Il ministro Elsa Fornero vuole applicare nuove regole al mondo dei contratti di lavoro. Ecco il modello danese che il ministro vuole sperimentare in alcune regioni
Nel governo l’idea si sta facendo strada. Certo, dovrà superare il confronto con le parti sociali, e forse non verrà accolta tra gli applausi. Ma alcune Regioni si stanno già attrezzando per diventarne partner: di un progetto sperimentale su cui il governo sta ragionando, per applicare nuove regole al mondo del lavoro a quelle imprese che, volontariamente, diano la loro disponibilità alla sperimentazione. Si tratterebbe di mettere alla prova qualcosa di molto simile alla proposta di flexsecurity presentata dal senatore Pietro Ichino nel 2009, attraverso accordi quadro regionali: in Trentino è stato aperto un tavolo, ma dimostrano interesse anche Calabria, Veneto, Lombardia.
Ecco forse a cosa pensava il ministro Fornero (in ottimi rapporti col giuslavorista milanese, così come il premier Monti) quando ieri ha parlato di «flessibilità buona» da far pagare alle imprese. Perché nella proposta Ichino, la 1873 del 2009, il più volte evocato modello danese, tutti i lavoratori vengono subito assunti a tempo indeterminato, con un periodo di prova massimo di sei mesi, ma l’articolo 18 resta a proteggerli solo in caso di licenziamento discriminatorio: se invece avviene per motivi economici o organizzativi, il lavoratore riceve dall’impresa un indennizzo che cresce con l’anzianità di servizio (un mese per ogni anno di anzianità).
Poi però l’azienda stipula un contratto di ricollocazione col lavoratore e sostiene un trattamento complementare di disoccupazione che porti l’indennità al 90% dell’ultimo stipendio il primo anno (ma l’80% è già a carico dell’Inps), all’80% il secondo anno e al 70 il terzo anno, l’ultimo possibile. In questo modo, l’azienda si prevede che sarà incentivata a darsi da fare per trovare al più presto un nuovo posto di lavoro al suo ex dipendente, liberandosi dal trattamento di disoccupazione.

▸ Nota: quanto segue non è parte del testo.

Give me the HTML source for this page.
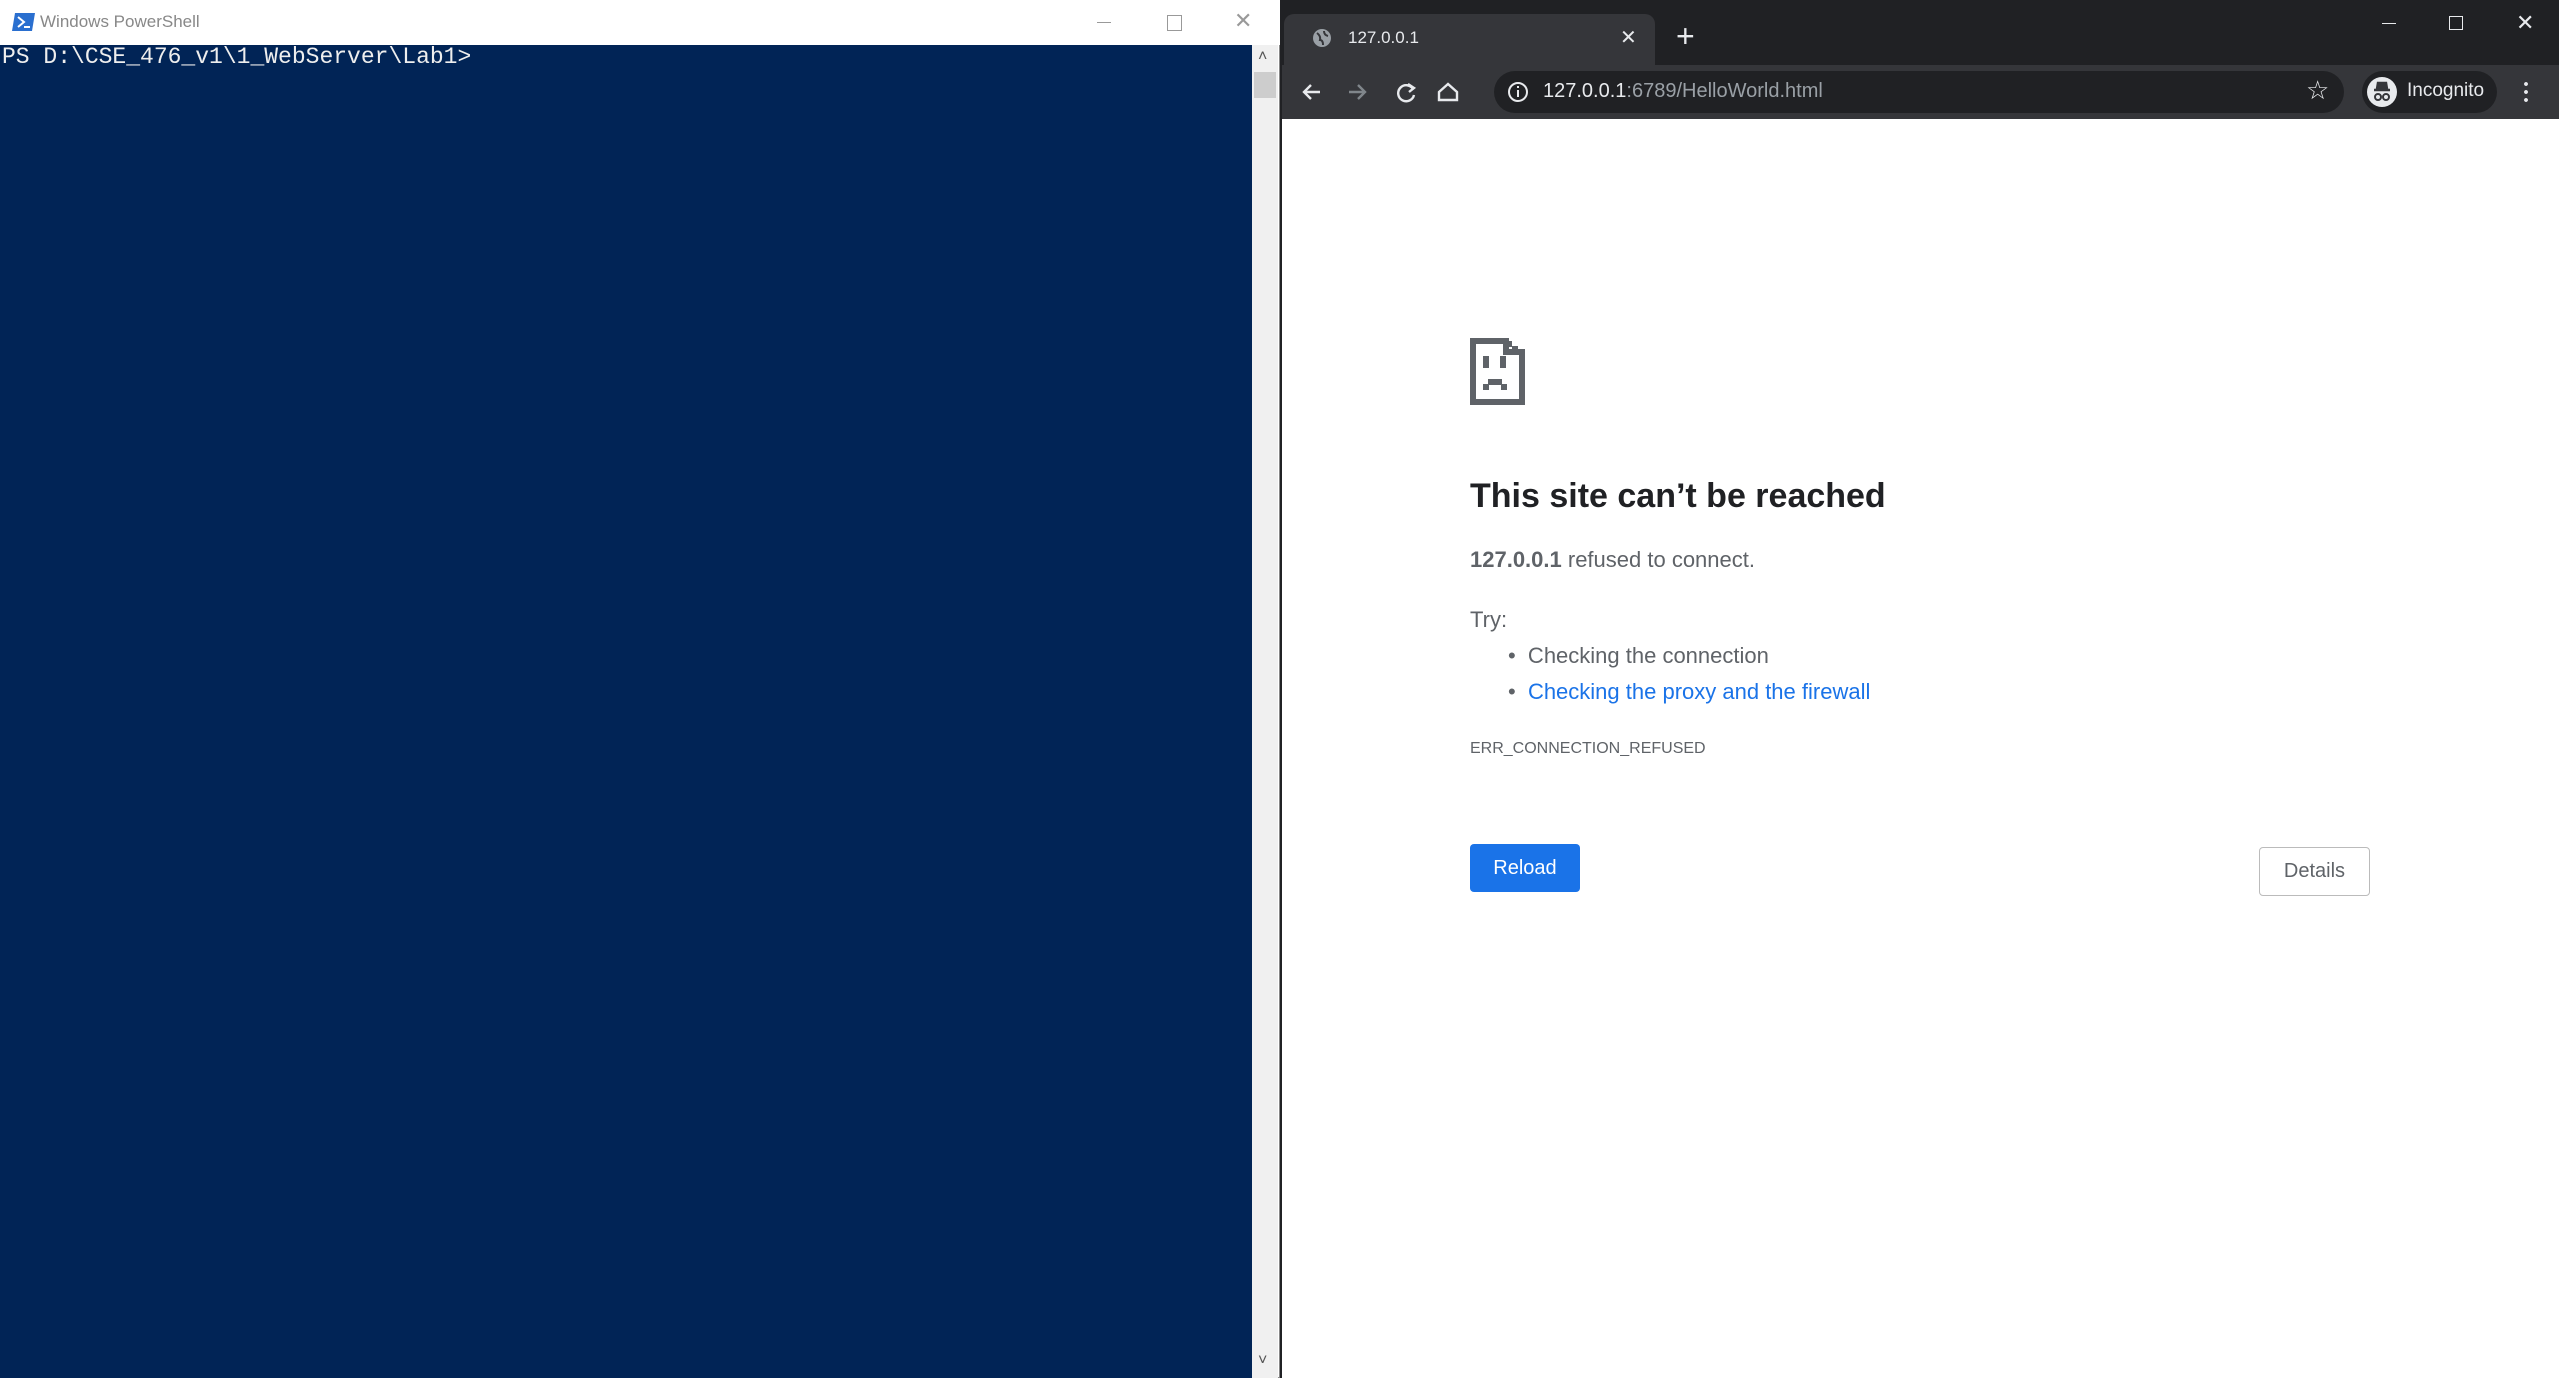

Flessibilità, quindi, e in cambio l’azienda si deve accollare il costo sociale del licenziamento. Anche secondo Michele Tiraboschi, docente di diritto del lavoro a Modena, le parole del ministro Fornero tradiscono l’ispirazione al progetto di legge Ichino. Su cui però lui è scettico: «Un progetto irrealistico», lo definisce, «perché scritto a tavolino e non concordato tra imprese e lavoratori. Pensare di portare qui la Danimarca è ridicolo: è un Paese diverso, con una struttura geografica diversa… Tutt’al più si può pensare di esportarla a Trento, ecco. Altrimenti sarebbe come trapiantare a un uomo un cuore con un gruppo sanguigno differente, si rischiano di fare enormi danni». Piuttosto, secondo lui, in tema di flessibilità, una proposta potrebbe essere quella di ripristinare l’articolo 8 della manovra dell’estate scorsa: qualunque impresa può derogare a norme di legge mediante un accordo collettivo. Si potrebbe tentare quella strada, propone, per derogare temporaneamente in specifici casi l’articolo 18, senza abolirlo.

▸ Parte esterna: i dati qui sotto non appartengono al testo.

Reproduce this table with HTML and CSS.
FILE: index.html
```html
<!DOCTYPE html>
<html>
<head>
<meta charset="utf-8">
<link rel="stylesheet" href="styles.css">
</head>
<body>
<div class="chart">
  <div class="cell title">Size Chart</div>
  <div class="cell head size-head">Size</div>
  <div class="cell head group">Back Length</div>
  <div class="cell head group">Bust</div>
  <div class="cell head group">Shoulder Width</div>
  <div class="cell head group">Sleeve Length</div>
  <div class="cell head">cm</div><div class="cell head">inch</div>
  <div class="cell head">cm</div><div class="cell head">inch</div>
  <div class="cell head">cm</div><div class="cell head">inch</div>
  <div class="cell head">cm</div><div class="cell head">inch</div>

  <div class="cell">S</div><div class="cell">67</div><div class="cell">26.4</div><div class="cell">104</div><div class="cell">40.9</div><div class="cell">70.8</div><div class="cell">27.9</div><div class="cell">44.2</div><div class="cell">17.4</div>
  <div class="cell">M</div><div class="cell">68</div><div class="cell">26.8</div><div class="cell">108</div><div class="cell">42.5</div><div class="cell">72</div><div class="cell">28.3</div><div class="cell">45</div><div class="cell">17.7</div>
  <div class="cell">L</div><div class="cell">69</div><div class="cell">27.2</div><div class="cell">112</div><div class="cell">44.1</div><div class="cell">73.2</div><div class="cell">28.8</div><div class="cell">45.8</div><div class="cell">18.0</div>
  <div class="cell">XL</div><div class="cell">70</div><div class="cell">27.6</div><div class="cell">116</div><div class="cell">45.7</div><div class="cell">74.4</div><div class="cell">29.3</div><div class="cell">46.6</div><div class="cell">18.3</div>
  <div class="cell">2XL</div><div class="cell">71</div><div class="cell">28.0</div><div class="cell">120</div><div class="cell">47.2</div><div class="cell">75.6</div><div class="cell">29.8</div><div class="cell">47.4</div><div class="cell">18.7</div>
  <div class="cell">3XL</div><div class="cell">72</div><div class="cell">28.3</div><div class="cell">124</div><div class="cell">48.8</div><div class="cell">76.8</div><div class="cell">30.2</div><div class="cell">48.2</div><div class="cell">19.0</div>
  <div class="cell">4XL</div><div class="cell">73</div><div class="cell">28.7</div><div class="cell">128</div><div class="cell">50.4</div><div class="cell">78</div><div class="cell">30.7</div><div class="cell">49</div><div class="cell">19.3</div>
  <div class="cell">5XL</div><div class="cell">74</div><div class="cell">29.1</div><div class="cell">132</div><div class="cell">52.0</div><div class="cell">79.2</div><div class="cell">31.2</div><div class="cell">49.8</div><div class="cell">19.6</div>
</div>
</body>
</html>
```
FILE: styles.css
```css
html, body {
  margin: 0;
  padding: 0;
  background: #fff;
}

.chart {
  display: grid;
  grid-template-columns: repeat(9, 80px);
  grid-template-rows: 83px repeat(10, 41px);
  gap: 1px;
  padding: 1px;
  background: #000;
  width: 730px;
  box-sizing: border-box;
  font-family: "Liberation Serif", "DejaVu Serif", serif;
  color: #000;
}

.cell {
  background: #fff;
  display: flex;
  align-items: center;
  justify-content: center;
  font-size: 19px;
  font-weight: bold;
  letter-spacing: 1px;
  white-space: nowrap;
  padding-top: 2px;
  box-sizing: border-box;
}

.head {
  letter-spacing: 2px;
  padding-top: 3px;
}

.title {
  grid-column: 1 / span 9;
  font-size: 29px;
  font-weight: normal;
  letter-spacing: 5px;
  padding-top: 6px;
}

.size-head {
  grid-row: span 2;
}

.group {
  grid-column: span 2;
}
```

Anche Tito Boeri, docente di economia del lavoro alla Bocconi, ha la sua proposta per mettere in conto alle imprese la flessibilità per loro così preziosa.«Giustopagaredi più i lavoratori instabili, mentre normalmente oggi in Italia succede l’opposto», conviene. Come farlo? La sua idea è nero su bianco, la cosiddetta proposta BoeriGaribaldi: quando un lavoratore ha un rapporto con un unico committente, si fissa un livello retributivo minimo al di sotto del quale il rapporto si trasforma automaticamente a tempo indeterminato. Per quanto riguarda le tutele, questo modello prevede che ci sia un aumento progressivo: un eventuale licenziamento può essere deciso solo entro i primi tre anni (corrispondendo un risarcimento pari a 5 giorni di paga per ogni mese di lavoro, fino a un massimo di sei mesi se si viene licenziati dopo tre anni), dopodiché scattano le garanzie attuali. Ancora, suggerisce Boeri, un altro strumento che sposti un po’ di più sulle spalle delle aziende il peso della flessibilità sarebbe aumentare i contributi assicurativi contro la disoccupazione per i lavoratori atipici, e anche quelli previdenziali, allineandoli a quelli delle altre tipologie di contratti. Lo stesso intervento individuato dal deputato Giuliano Cazzola, esperto del Pdl in tema di previdenza: portare anche i para subordinati al 33% come i dipendenti, anziché lasciarli attorno al 27%. E poi, un’altra proposta: «Si potrebbe pensare di introdurre nei contratti a termine una sorta di indennità di fine rapporto».